Eine gute Motivation für die Jungtiere, den Dreh beim Fliegen schnell zu erlernen, ist nicht nur die Höhe des Horstes, sondern auch der in naher Zukunft anstehende Flug ins Winterquartier. Nach Afrika ging es früher, eine kräftezehrende Reise, für die man nicht früh genug mit dem Training beginnen konnte. Auch wenn der Klimawandel mittlerweile das Zugverhalten beeinflusst, manche Tiere begnügen sich mit einem Flug bis nach Spanien, die Anstrengung bleibt.
Wie sich die Störche in Form bringen, davon machte sich auch Reilinges Storchenvater Dieter Rösch mehr als nur ein Bild. Ihm gelang eine ganze Serie von Aufnahmen, die die Tiere nicht nur bei ihren ersten Flügen zeigen, sondern auch bei der Futteraufnahme am Boden. Mit den typischen Schreitschritten stolzieren sie dabei über die Felder und Wiesen, immer auf der Suche nach Nahrung. Wobei der Weißstorch nicht wählerisch ist: Von Insekten über Mäuse bis hin zu Fischen frisst er alles, was ihm vor den Schnabel kommt.
Und sie haben sich den Luftraum erobert. „Die Bilder zeigen, wie elegant sie sich schon in der Luft bewegen können. Bei bestem Flugwetter erheben sie sich mühelos gegen den Wind vom Nest und genauso mühelos landen sie auch wieder gegen den Wind“, beschreibt Rösch das Flugverhalten der Tiere, die mit Beginn des Julis ihr Nest verlassen haben.
Tiere nabeln sich ab
Und, fügt Rösch hinzu, „sie bewegen sich weitgehend unabhängig von den Elternstörchen, halten untereinander aber immer Kontakt“. Ein deutliches Zeichen des Abnabelns, der Vorbereitung auf den Flug in Richtung Süden. „Ihren Ausweis haben sie ja dabei“, kommentiert Rösch und meint die Beringung durch Thomas Picke im Auftrag der Vogelschutzwarte Radolfzell.

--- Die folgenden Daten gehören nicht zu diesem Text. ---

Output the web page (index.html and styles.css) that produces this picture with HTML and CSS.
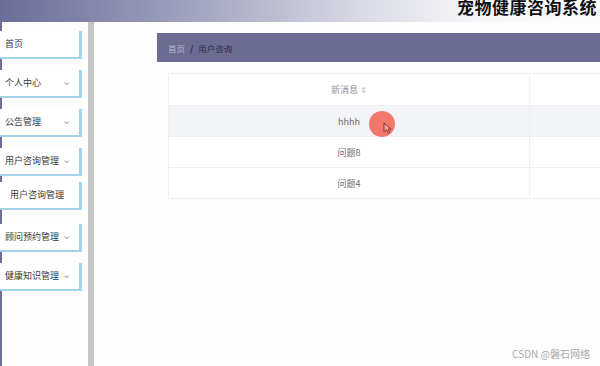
FILE: index.html
```html
<!DOCTYPE html>
<html lang="zh-CN">
<head>
  <meta charset="UTF-8">
  <title>宠物健康咨询系统</title>
  <link rel="stylesheet" href="styles.css">
</head>
<body>
  <header class="topbar">
    <h1 class="title">宠物健康咨询系统</h1>
  </header>

  <div class="layout">
    <aside class="sidebar">
      <div class="menu-item">首页</div>
      <div class="menu-item">个人中心 <span class="arrow">&#8964;</span></div>
      <div class="menu-item">公告管理 <span class="arrow">&#8964;</span></div>
      <div class="menu-item open">用户咨询管理 <span class="arrow">&#8964;</span></div>
      <div class="menu-item sub">用户咨询管理</div>
      <div class="menu-item">顾问预约管理 <span class="arrow">&#8964;</span></div>
      <div class="menu-item">健康知识管理 <span class="arrow">&#8964;</span></div>
    </aside>
    <div class="divider"></div>

    <main class="content">
      <div class="breadcrumb">
        <span class="crumb-home">首页</span>
        <span class="crumb-sep">/</span>
        <span class="crumb-current">用户咨询</span>
      </div>

      <table class="data-table">
        <thead>
          <tr>
            <th class="col-msg">新消息 <span class="sort">&#8661;</span></th>
            <th></th>
          </tr>
        </thead>
        <tbody>
          <tr class="hover">
            <td>hhhh</td>
            <td></td>
          </tr>
          <tr>
            <td>问题8</td>
            <td></td>
          </tr>
          <tr>
            <td>问题4</td>
            <td></td>
          </tr>
        </tbody>
      </table>
    </main>
  </div>

  <!-- screen recording cursor highlight -->
  <div class="cursor-dot">
    <svg class="cursor" width="9" height="12" viewBox="0 0 9 12">
      <path d="M1 1 L1 10 L3.5 7.8 L5.2 11 L6.6 10.3 L5 7.2 L8 7.2 Z" fill="#f4a39a" stroke="#7a1f1a" stroke-width="0.8"/>
    </svg>
  </div>

  <div class="watermark">CSDN @磐石网络</div>
</body>
</html>
```

FILE: styles.css
```css
body {
  margin: 0;
  font-family: "Noto Sans CJK SC", "Noto Sans", sans-serif;
  background-color: #fdfdfd;
  width: 600px;
  height: 366px;
  overflow: hidden;
  position: relative;
}

.topbar {
  height: 22px;
  background: linear-gradient(to right, #6c6d97 0%, #9d9fbd 30%, #d9d9e4 60%, #f7f7fa 80%, #fdfdfd 100%);
  overflow: hidden;
  display: flex;
  justify-content: flex-end;
}

.title {
  margin: -5px 3px 0 0;
  font-size: 17px;
  font-weight: bold;
  color: #111;
  line-height: 24px;
  letter-spacing: 0.5px;
}

.layout {
  display: flex;
  height: 344px;
}

.sidebar {
  width: 86px;
  padding-top: 9px;
  background-color: #fdfdfd;
  border-left: 2px solid #6d6f99;
  box-sizing: content-box;
}

.menu-item {
  position: relative;
  width: 74px;
  height: 26px;
  margin-left: -2px;
  margin-bottom: 11px;
  padding-left: 5px;
  background-color: #fff;
  border-right: 3px solid #a3d2ea;
  border-bottom: 2px solid #a3d2ea;
  font-size: 9px;
  line-height: 26px;
  color: #3a3a3a;
  display: flex;
  align-items: center;
  justify-content: space-between;
  box-sizing: content-box;
}

.menu-item.open {
  margin-bottom: 6px;
}

.menu-item.sub {
  padding-left: 10px;
  width: 69px;
  margin-bottom: 14px;
}

.arrow {
  color: #aaa;
  font-size: 11px;
  margin-right: 8px;
  line-height: 1;
  transform: translateY(-3px);
}

.divider {
  width: 6px;
  background-color: #c6c6c6;
}

.content {
  flex: 1;
  padding: 11px 0 0 63px;
  background-color: #fdfdfd;
  overflow: hidden;
}

.breadcrumb {
  height: 29px;
  background-color: #6c6c93;
  display: flex;
  align-items: center;
  padding-left: 11px;
  font-size: 8.5px;
  gap: 5px;
  white-space: nowrap;
}

.crumb-home {
  color: #b9b9cc;
}

.crumb-sep {
  color: #2b2b3c;
  font-weight: bold;
}

.crumb-current {
  color: #2d2d40;
}

.data-table {
  width: 560px;
  table-layout: fixed;
  margin: 11px 0 0 11px;
  border-collapse: collapse;
  background-color: #fff;
  font-size: 9px;
  color: #6a6c70;
}

.data-table th,
.data-table td {
  border: 1px solid #eeeff3;
  text-align: center;
  height: 30px;
  padding: 0;
  font-weight: normal;
}

.data-table th {
  height: 31px;
  color: #8f9196;
}

.data-table th:first-child,
.data-table td:first-child {
  width: 360px;
}

.sort {
  color: #b7b7b7;
  font-size: 8px;
}

.data-table tr.hover td {
  background-color: #f3f4f7;
}

.cursor-dot {
  position: absolute;
  left: 369px;
  top: 111px;
  width: 26px;
  height: 26px;
  border-radius: 50%;
  background-color: #f2786c;
}

.cursor {
  position: absolute;
  left: 14px;
  top: 11px;
}

.watermark {
  position: absolute;
  right: 10px;
  bottom: 5px;
  font-size: 10px;
  color: #a9a9a9;
  text-shadow: 0 0 2px #fff;
}
```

Mit Ring und Kennung am Bein sind die Störche jederzeit zu identifizieren und so sind Rösch und Heidenreich wohl jetzt schon gespannt, welcher von den Jungstörche wohl im nächsten Frühjahr in die Region zurückkehrt. Gleiches gilt übrigens für die Alttiere, die gleichfalls sehr standorttreu sind und deren freudiges Geklapper wohl in gut acht Monaten wieder über die Kisselwiesen beziehungsweise die Innenstadt von Hockenheim tönen wird.